The future of New York is pretty scary if you’re to believe the magazine of the same name. In its current cover story, The Horror, I mean Tomorrowland 2016, contributing editor Alexandra Lange posits a great big beautiful metropolis of tomorrow that is chockablock with jagged edgy sky scrapers scraping out what’s left of the sky, not just in Manhattan but here in Brooklyn, where Lange, who must be some kind of expert, considers Forest City Ratner’s “Atlantic Yards” development some kind of done deal.
Consider the headline to the Downtown Brooklyn section: Brooklyn (Like It Or Not) Will Get a Shimmering Frank Gehry Crown”. Because while Lange, who has presumably been to Brooklyn, allows that locals may not like the idea of having 16 skyscrapers rammed up its collective ass when all Ratner was talking about was an arena for his basketball team, those soon-to-be-homeless choke artists, The Nets. But it will be good for us, she insists. It will provides jobs and housing and beauty for us ungrateful wretches.

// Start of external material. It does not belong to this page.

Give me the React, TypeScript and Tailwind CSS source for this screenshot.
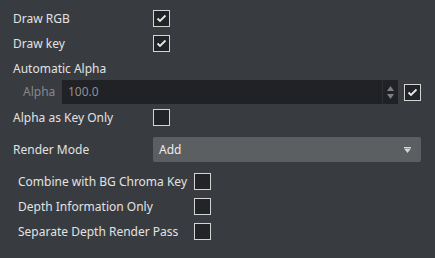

“We don’t want to build tall for the sake of tall,” she quotes Ratner mouthpiece Jim Stuckey saying. “Frank Gehry can frame the Williamsburg Savings Bank Tower”—the current tallest, at 512 feet, compared with the 620 feet of Gehry’s main tower, Miss Brooklyn—“and make it a postcard with other buildings around it.”

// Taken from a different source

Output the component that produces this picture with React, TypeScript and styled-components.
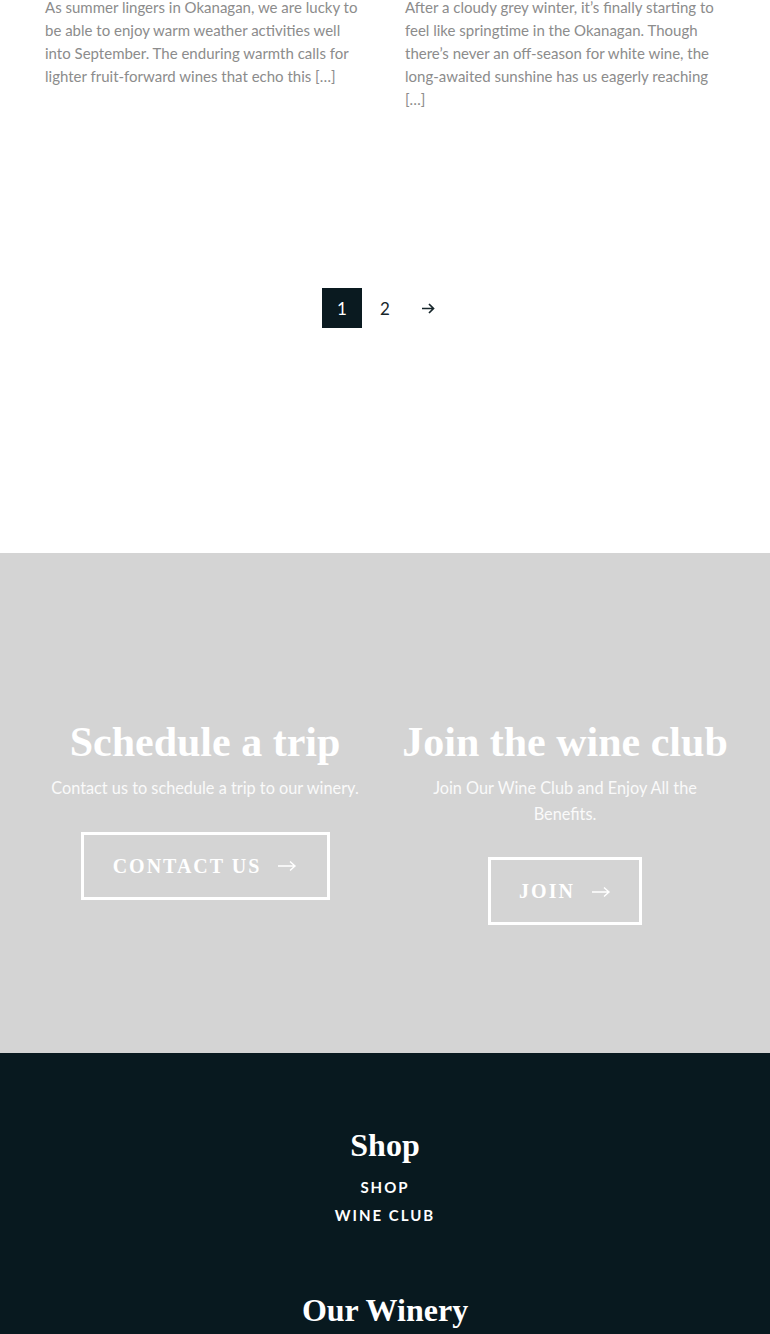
import React from "react";
import styled, { createGlobalStyle } from "styled-components";

const Global = createGlobalStyle`
  html, body { margin: 0; padding: 0; background: #fff; }
  body { font-family: Lato, "Open Sans", sans-serif; overflow-x: hidden; }
  * { box-sizing: border-box; }
`;

const Articles = styled.section`
  display: grid;
  grid-template-columns: 320px 320px;
  column-gap: 40px;
  padding: 0 45px;
  margin-top: -4px;
`;

const Excerpt = styled.p`
  margin: 0;
  font-family: Lato, sans-serif;
  font-size: 15px;
  line-height: 23px;
  color: #8c8c8c;
`;

const Pager = styled.nav`
  display: flex;
  justify-content: center;
  gap: 3px;
  margin: 177px 0 225px;
`;

const PageItem = styled.a<{ $active?: boolean }>`
  width: 40px;
  height: 40px;
  display: flex;
  align-items: center;
  justify-content: center;
  font-family: Lato, sans-serif;
  font-size: 17px;
  color: ${(p) => (p.$active ? "#fff" : "#17262b")};
  background: ${(p) => (p.$active ? "#0a1a20" : "transparent")};
`;

const CtaSection = styled.section`
  height: 500px;
  background: #d4d4d4;
  padding: 162px 25px 0;
  display: grid;
  grid-template-columns: 360px 360px;
  align-items: start;
`;

const CtaCol = styled.div`
  display: flex;
  flex-direction: column;
  align-items: center;
  text-align: center;
`;

const CtaTitle = styled.h2`
  margin: 0;
  font-family: "Liberation Serif", "DejaVu Serif", serif;
  font-weight: 700;
  font-size: 42px;
  line-height: 54px;
  color: #fff;
  white-space: nowrap;
`;

const CtaText = styled.p`
  margin: 6px 0 0;
  max-width: 316px;
  font-family: Lato, sans-serif;
  font-weight: 400;
  font-size: 16.3px;
  line-height: 25.5px;
  color: #fafafa;
`;

const CtaButton = styled.a<{ $w: number }>`
  margin-top: 31px;
  width: ${(p) => p.$w}px;
  height: 68px;
  border: 3px solid #fff;
  display: flex;
  align-items: center;
  justify-content: center;
  gap: 16px;
  font-family: "Liberation Serif", "DejaVu Serif", serif;
  font-weight: 700;
  font-size: 20px;
  letter-spacing: 2px;
  color: #fff;
  padding-top: 1px;
`;

const Footer = styled.footer`
  background: #08191f;
  padding: 72px 0 0;
  height: 281px;
  display: flex;
  flex-direction: column;
  align-items: center;
`;

const FooterTitle = styled.h3<{ $mt?: number }>`
  margin: ${(p) => p.$mt ?? 0}px 0 0;
  font-family: "Liberation Serif", "DejaVu Serif", serif;
  font-weight: 700;
  font-size: 32px;
  line-height: 40px;
  color: #fff;
`;

const FooterLinks = styled.ul`
  list-style: none;
  margin: 8px 0 0;
  padding: 0;
  display: flex;
  flex-direction: column;
  align-items: center;
`;

const FooterLink = styled.li`
  font-family: Lato, sans-serif;
  font-weight: 700;
  font-size: 15px;
  line-height: 28px;
  letter-spacing: 2px;
  color: #fff;
`;

const LongArrow = () => (
  <svg width="20" height="12" viewBox="0 0 20 12" fill="none" stroke="#fff" strokeWidth="1.4">
    <path d="M1 6h17M13 1.5L18 6l-5 4.5" />
  </svg>
);

const SmallArrow = () => (
  <svg width="15" height="13" viewBox="0 0 15 13" fill="none" stroke="#17262b" strokeWidth="1.7">
    <path d="M1 6.5h12M8 2l4.5 4.5L8 11" />
  </svg>
);

export default function App() {
  return (
    <>
      <Global />
      <Articles>
        <Excerpt>
          As summer lingers in Okanagan, we are lucky to be able to enjoy warm weather
          activities well into September. The enduring warmth calls for lighter
          fruit-forward wines that echo this […]
        </Excerpt>
        <Excerpt>
          After a cloudy grey winter, it’s finally starting to feel like springtime in
          the Okanagan. Though there’s never an off-season for white wine, the
          long-awaited sunshine has us eagerly reaching […]
        </Excerpt>
      </Articles>
      <Pager>
        <PageItem $active>1</PageItem>
        <PageItem>2</PageItem>
        <PageItem>
          <SmallArrow />
        </PageItem>
      </Pager>
      <CtaSection>
        <CtaCol>
          <CtaTitle>Schedule a trip</CtaTitle>
          <CtaText>Contact us to schedule a trip to our winery.</CtaText>
          <CtaButton $w={249}>
            CONTACT US <LongArrow />
          </CtaButton>
        </CtaCol>
        <CtaCol>
          <CtaTitle>Join the wine club</CtaTitle>
          <CtaText>Join Our Wine Club and Enjoy All the Benefits.</CtaText>
          <CtaButton $w={154}>
            JOIN <LongArrow />
          </CtaButton>
        </CtaCol>
      </CtaSection>
      <Footer>
        <FooterTitle>Shop</FooterTitle>
        <FooterLinks>
          <FooterLink>SHOP</FooterLink>
          <FooterLink>WINE CLUB</FooterLink>
        </FooterLinks>
        <FooterTitle $mt={61}>Our Winery</FooterTitle>
      </Footer>
    </>
  );
}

You read that right: a postcard. As in, Wish you were here? No wonder the arrogant Gehry, who says those protesting the development should be protesting Henry Ford for inventing the automobile, is calling his crowned jewel, the building around the proposed arena, Miss Brooklyn. You’ll miss Brooklyn, too, when these carpetbaggers get done with it.

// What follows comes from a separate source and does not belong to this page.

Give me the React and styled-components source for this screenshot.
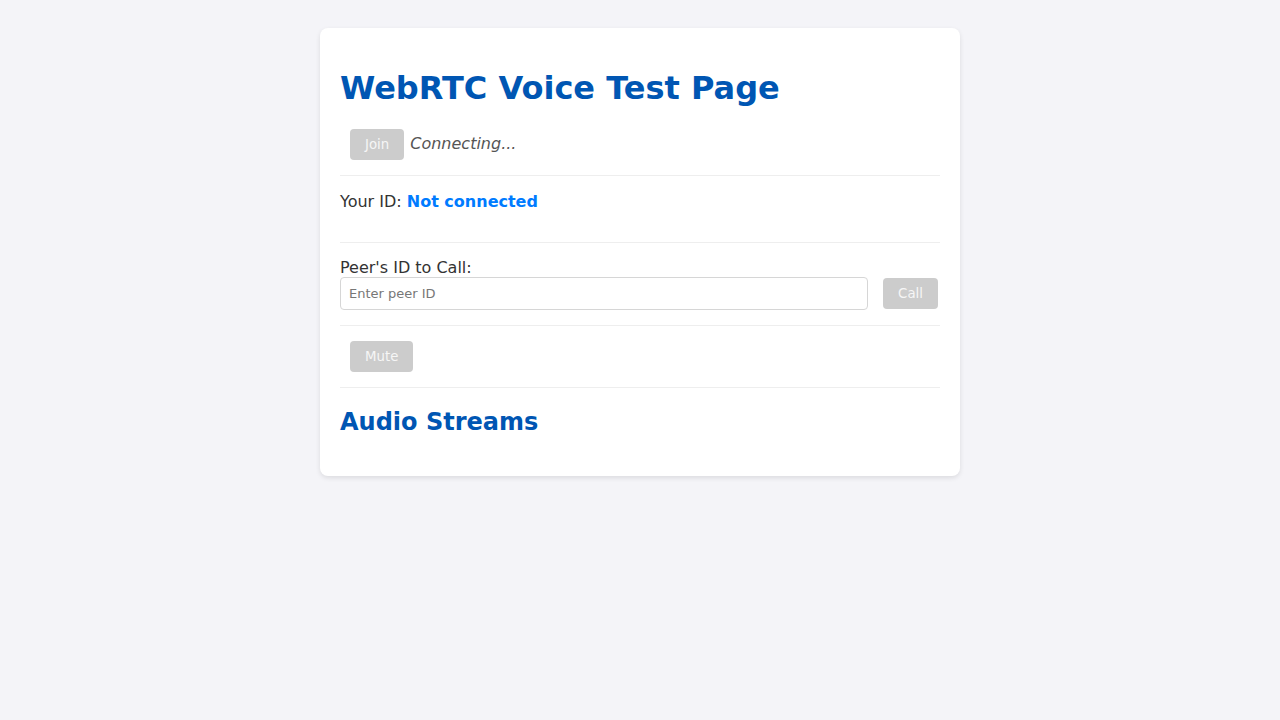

It’s a pity that Lange, who is presumably a reporter, could not have found an actual opponent to the project to quote. She does allow that “there could be a kinder, gentler Brooklynized version of the titanium town” but doesn’t offer much hope for one. And why should she? You can sometimes learn a lot by reading a magazine’s articles online, just by looking at the URL. This one is slugged “real estate” which is all ye need to know.
“Journalist” Alexandra Lange, is the same writer that penned the New York Magazine article, “New Improved Brooklyn” (May 3, 2004).